After a breakfast of some mouth watering croissants and pain au chocolat the next morning, we set off on our journey to Saint-Maurice in Switzerland - via a few more places of course. Not far from Obernai, Mont Sainte-Odile was a mountain top convent with lovely views over the vineyard filled region.

We then headed further down to a castle, one a little different in appearance to the other French chateaux we have seen in the Loire Valley - Chateau Haut Koenigsbourg. It closes over lunch and by the time we got there, we couldn't go in - but we still managed a nice walk around the castle walls through all the pretty autumn leaves.

Once we were off the motorways and on the quieter country roads, there were vineyards as far as the eye could see. Naturally, we stopped so Mitch could snap a photo or two - if only we had more time for some wine tasting though...
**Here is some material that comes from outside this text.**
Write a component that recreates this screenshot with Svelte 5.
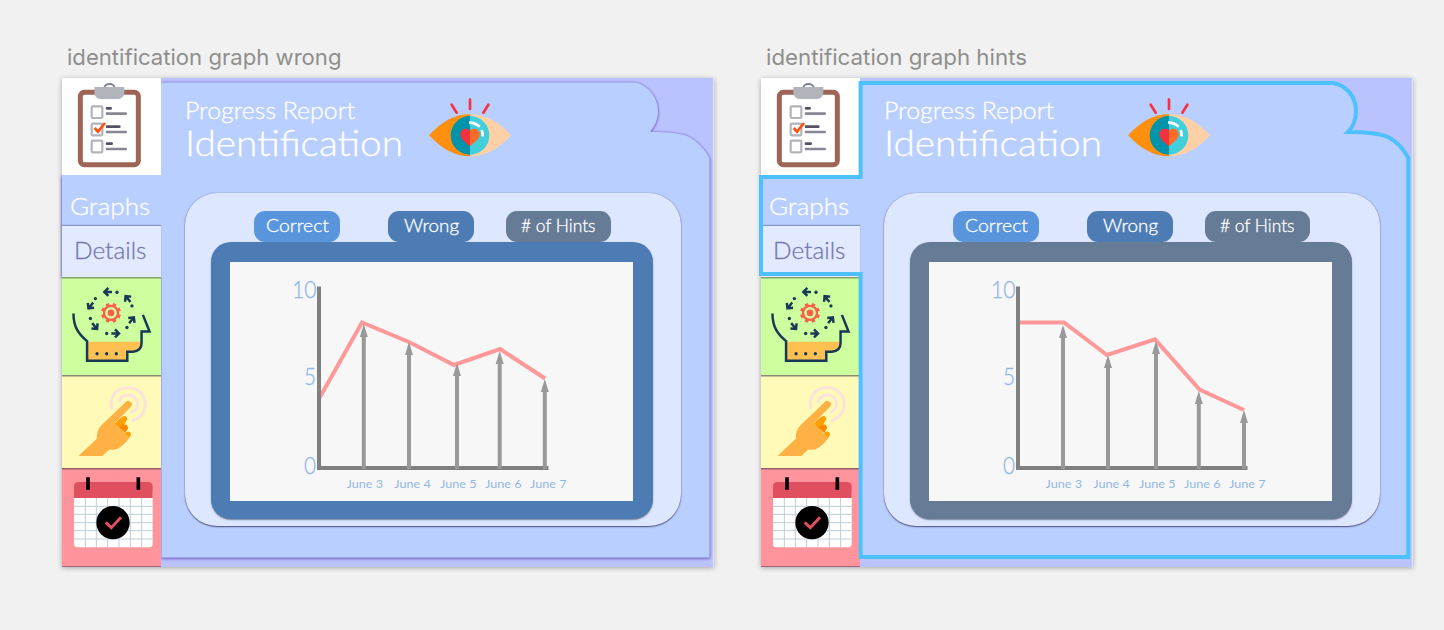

Riquewihr, another medieval village, was our final stop in Alsace before crossing back into Germany and then down to Switzerland (where I discovered that there really is border control over here - driving through customs was a whole new experience, one in which we narrowly avoided a 200 CHF fine for having our motorway sticker stuck up with stickytape - oops). Riquewihr was my favourite out of the villages - the buildings were gorgeous, there were heaps of wine caves for tastings and we enjoyed some delicious French food. I really enjoyed our brief getaway in Alsace - it's a region that I could have easily spent more time exploring and I'm sure that with all our trips to Switzerland over the next couple of years, we'll be back.